Los barrios que rodean la zona histórica de cualquier Ciudad de nuestra América Latina, , son los mayores “productores” de indigentes de la ciudad (un 55%), según Pablo. El resto proceden de la Costa o del interior del país. Sólo un 1 % son extranjeros.

En su mayoría, provienen de hogares disfuncionales, de una realidad familiar ligada a la pobreza, la precariedad y, en algunos casos, a la violencia intrafamiliar. Las drogas se convierten en la salida más lógica para superar los problemas, y la más accesible.

Es la causa que más se repite para explicar por qué estás personas acaban viviendo en la calle. Solo el 20 % y en realidad creo que menos, logra reinsertarse a la sociedad y superar la adicción.

“Mi casa es la calle. Vuelvo al refugio a dormir y regreso a la calle. No podría vivir sin la calle. Donde he aprendido a ganarme la plata es en la calle”, explica el indigente mientras mueve nerviosamente sus piernas. Es ahí, más concretamente en la Avenida «»XXX»», donde ha trabajado la mayor parte de su vida de limpiavidrios, su trabajo más duradero hasta el momento, durante años.

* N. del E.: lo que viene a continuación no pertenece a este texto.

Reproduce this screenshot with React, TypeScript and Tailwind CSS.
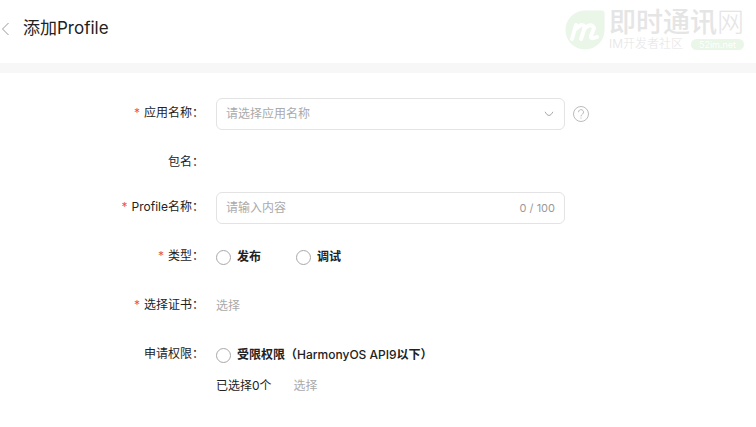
import { useState, type ReactNode } from 'react'

const apps: string[] = []
const types = ['发布', '调试']

function Field({ label, htmlFor, required, compact, children }: {
  label: string
  htmlFor?: string
  required?: boolean
  compact?: boolean
  children?: ReactNode
}) {
  return (
    <div className="flex gap-3">
      <label htmlFor={htmlFor} className="w-[204px] shrink-0 pt-[5px] text-right leading-5">
        {required && <span className="mr-1 text-[#e8574f]">*</span>}
        {label}：
      </label>
      <div className={compact ? 'min-h-7 flex-1' : 'flex min-h-8 flex-1 items-center'}>{children}</div>
    </div>
  )
}

const radioClass = 'size-[15px] shrink-0 appearance-none rounded-full border border-[#a8a8a8] bg-white checked:border-4 checked:border-blue-500'

function Watermark() {
  return (
    <div className="flex gap-1">
      <svg viewBox="0 0 40 40" className="size-10">
        <path d="M20 .5h17q2.500 0 2.500 2.500v17A19.500 19.500 0 1 1 20 .5z" fill="#e9f6e8" />
        <path d="M7 29l4-14M11 19q6-7 9-2l-4 12M19 19q7-7 10-1l-3 8q-1 4 6 1" fill="none" stroke="#fff" strokeWidth="4" strokeLinecap="round" strokeLinejoin="round" />
      </svg>
      <div className="text-[#e5e5e5]">
        <div className="text-[27px] leading-[26px] font-medium">
          即时通讯<span className="font-light">网</span>
        </div>
        <div className="mt-[2px] flex items-center justify-between text-[12px] leading-3">
          <span className="font-light">IM开发者社区</span>
          <span className="h-[11px] w-[53px] rounded-md bg-[#e9f6e8] text-center text-[9px] leading-[11px] text-white">52im.net</span>
        </div>
      </div>
    </div>
  )
}

export default function App() {
  const [name, setName] = useState('')

  return (
    <div className="min-h-screen bg-white font-[Inter,'Noto_Sans_CJK_SC',sans-serif] text-[12px] text-[#222]">
      <header className="flex h-[73px] items-start justify-between border-b-[10px] border-[#f7f7f7] pt-[10px] pr-3">
        <div className="flex h-[38px] items-center gap-3">
          <button aria-label="返回" className="pl-px">
            <svg viewBox="0 0 10 14" className="h-[14px] w-[10px]" fill="none" stroke="#999">
              <path d="M7.500 1L1.500 7l6 6" />
            </svg>
          </button>
          <h1 className="text-[17px]">添加Profile</h1>
        </div>
        <Watermark />
      </header>

      <form className="flex flex-col gap-[17px] pt-[25px]">
        <Field label="应用名称" htmlFor="app" required>
          <div className="relative w-[349px]">
            <select id="app" defaultValue="" className="h-8 w-full appearance-none rounded-md border border-[#e3e3e3] bg-white px-[9px] text-[#aaa]">
              <option value="">请选择应用名称</option>
              {apps.map((app) => <option key={app}>{app}</option>)}
            </select>
            <svg viewBox="0 0 10 6" className="pointer-events-none absolute top-[13px] right-[11px] h-[6px] w-[10px]" fill="none" stroke="#aaa">
              <path d="M1 .8q4 7.500 8 0" />
            </svg>
          </div>
          <button type="button" aria-label="帮助" className="ml-2">
            <svg viewBox="0 0 16 16" className="size-4" fill="none" stroke="#bbb">
              <circle cx="8" cy="8" r="7.500" />
              <path d="M5.500 6.200a2.500 2.500 0 1 1 4 1.900Q8 9 8 10.400M8 11.500v1.200" />
            </svg>
          </button>
        </Field>

        <Field label="包名" compact />

        <Field label="Profile名称" htmlFor="name" required>
          <div className="flex h-8 w-[349px] items-center rounded-md border border-[#e3e3e3] px-[9px]">
            <input
              id="name"
              maxLength={100}
              value={name}
              onChange={(e) => setName(e.target.value)}
              placeholder="请输入内容"
              className="min-w-0 flex-1 outline-none placeholder:text-[#aaa]"
            />
            <span className="text-[11px] text-[#999]">{name.length} / 100</span>
          </div>
        </Field>

        <Field label="类型" required>
          <div className="flex gap-[35px]">
            {types.map((type) => (
              <label key={type} className="flex items-center gap-[6px] font-bold">
                <input type="radio" name="type" value={type} className={radioClass} />
                {type}
              </label>
            ))}
          </div>
        </Field>

        <Field label="选择证书" required>
          <button type="button" className="text-[#aaa]">选择</button>
        </Field>

        <div>
          <Field label="申请权限">
            <label className="flex items-center gap-[6px] font-bold">
              <input type="radio" name="permission" className={radioClass} />
              <span>受限权限（<span className="font-medium">HarmonyOS API9</span>以下）</span>
            </label>
          </Field>
          <div className="flex gap-[22px] pt-[5px] pl-[216px] leading-5">
            <span>已选择0个</span>
            <button type="button" className="text-[#aaa]">选择</button>
          </div>
        </div>
      </form>
    </div>
  )
}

Cada día, conseguía reunir entre 20.000 y 30.000 pesos. Pero no importaba, “porque en la noche me quedaba sin nada, ni para comida”.

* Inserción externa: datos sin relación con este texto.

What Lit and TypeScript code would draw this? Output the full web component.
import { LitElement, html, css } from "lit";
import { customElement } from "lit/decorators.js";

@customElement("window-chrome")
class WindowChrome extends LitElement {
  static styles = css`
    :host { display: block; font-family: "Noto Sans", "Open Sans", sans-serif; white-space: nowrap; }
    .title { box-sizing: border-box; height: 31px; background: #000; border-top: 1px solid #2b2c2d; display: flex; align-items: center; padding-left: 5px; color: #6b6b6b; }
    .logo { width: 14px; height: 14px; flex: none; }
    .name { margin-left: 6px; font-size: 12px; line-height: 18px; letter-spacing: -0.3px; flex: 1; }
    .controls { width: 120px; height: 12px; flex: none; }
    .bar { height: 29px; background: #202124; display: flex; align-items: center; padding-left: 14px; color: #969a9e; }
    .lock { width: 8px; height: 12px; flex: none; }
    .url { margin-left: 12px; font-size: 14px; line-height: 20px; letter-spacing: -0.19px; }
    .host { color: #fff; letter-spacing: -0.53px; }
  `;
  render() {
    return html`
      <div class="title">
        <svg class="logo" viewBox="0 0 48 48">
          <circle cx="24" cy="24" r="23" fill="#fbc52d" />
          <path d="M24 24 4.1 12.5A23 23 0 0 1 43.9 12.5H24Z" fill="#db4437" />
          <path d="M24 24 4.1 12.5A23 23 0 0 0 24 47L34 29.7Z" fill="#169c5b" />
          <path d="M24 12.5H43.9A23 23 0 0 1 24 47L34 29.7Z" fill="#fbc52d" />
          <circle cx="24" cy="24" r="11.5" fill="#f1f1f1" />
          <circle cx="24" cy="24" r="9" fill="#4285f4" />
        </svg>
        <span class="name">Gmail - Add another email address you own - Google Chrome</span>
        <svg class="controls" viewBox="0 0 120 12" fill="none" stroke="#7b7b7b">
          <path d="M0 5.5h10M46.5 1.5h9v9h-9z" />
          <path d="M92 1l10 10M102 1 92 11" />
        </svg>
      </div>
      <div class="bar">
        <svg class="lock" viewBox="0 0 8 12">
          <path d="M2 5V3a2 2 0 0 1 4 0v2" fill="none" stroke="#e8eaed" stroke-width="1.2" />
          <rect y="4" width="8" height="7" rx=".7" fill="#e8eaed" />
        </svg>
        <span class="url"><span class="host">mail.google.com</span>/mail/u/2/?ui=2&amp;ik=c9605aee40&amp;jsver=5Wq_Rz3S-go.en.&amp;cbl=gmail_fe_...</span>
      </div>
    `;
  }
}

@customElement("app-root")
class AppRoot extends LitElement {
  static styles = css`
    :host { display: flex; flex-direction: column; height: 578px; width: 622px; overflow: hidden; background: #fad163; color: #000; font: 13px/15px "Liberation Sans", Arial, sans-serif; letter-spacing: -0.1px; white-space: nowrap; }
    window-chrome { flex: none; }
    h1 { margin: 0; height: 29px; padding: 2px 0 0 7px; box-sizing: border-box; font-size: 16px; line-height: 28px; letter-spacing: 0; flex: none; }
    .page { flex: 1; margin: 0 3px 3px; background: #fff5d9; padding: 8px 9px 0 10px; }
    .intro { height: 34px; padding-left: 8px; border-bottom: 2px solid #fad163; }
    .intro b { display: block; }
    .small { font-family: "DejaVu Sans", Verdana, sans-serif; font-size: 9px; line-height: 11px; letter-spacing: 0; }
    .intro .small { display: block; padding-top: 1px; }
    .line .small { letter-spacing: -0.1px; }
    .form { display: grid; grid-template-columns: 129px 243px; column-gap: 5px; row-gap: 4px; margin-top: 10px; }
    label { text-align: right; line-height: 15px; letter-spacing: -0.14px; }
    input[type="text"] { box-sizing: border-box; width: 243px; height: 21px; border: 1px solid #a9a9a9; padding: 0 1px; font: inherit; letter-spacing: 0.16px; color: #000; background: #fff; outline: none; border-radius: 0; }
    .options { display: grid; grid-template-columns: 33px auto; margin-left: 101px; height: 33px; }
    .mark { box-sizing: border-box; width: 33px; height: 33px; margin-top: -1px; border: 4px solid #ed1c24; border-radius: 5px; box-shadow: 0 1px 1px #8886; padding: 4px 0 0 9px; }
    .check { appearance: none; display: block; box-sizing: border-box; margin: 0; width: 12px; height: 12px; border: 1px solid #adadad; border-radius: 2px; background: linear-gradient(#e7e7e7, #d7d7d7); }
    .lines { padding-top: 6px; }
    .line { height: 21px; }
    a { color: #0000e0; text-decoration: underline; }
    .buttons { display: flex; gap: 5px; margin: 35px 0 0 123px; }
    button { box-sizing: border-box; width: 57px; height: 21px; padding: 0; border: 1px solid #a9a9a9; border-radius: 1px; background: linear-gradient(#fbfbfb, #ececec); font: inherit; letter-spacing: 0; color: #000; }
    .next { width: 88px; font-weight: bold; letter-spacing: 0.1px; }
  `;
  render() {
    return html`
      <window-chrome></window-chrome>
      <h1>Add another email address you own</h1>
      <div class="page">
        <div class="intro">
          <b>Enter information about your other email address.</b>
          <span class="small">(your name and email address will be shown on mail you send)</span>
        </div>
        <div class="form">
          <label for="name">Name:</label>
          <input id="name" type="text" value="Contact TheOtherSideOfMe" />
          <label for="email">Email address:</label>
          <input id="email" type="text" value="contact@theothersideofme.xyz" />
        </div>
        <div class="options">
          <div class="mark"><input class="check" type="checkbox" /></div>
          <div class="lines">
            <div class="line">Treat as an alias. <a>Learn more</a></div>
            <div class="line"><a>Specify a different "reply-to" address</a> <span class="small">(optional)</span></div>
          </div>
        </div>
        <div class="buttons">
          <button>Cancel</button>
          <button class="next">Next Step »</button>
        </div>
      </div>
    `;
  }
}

Ahora es vendedor de golosinas en los colectivos que recorren esta congestionada calle principal de este a oeste, y al revés. Su horario laboral coincide con la hora en el que el refugio Lazos de Amor y Esperanza cierra sus puertas. Su salario sigue siendo el mismo, solo que ya no lo invierte todo en droga. “Ahora me drogo, pero menos. Antes lo hacía con cocaína, ahora los últimos días solo con marihuana, que no te destruye como la otra droga”, se excusa.

La vida del Latinoamericano es una de las cientos de historias que se repiten en el refugio. Su compañero Roberto, también de 30 años, cuenta una historia prácticamente idéntica a la de Jose.

Pero lo hace bajo el influjo de las drogas, sin la lucidez del primero. “Consumo marihuana, cocaína, pastillas y, de vez en cuando, fumo bazuco, que se hace con los residuos de la coca.

Me gusta la droga, me monta en otro mundo y me olvido de la realidad. Pero quiero cambiar de vida, tener un buen trabajo y una familia. Pero no tengo una mano amiga que me ayude”, explica con la mirada perdida. Lleva en la calle desde los 19 años.

Ninguno de los dos habla de felicidad. Pero coinciden en recalcar que el refugio del Sr. Pablo es un paso que les acerca más a su objetivo. Por lo menos, “cuando estoy aquí encerrado no puedo consumir”, dice Roberto. Jose, por su parte, tiene la esperanza puesta en Dios: “Si él me ayudó a llegar a este sitio que me ha dado tranquilidad, será por algo”.

Pero la entereza que demuestra cuando habla de cambiar de vida le dura poco. Una lágrima le recorre la mejilla. Ya no mantiene la mirada. “Por las noches, el remordimiento de culpa no te deja en paz. Nunca te deja en paz».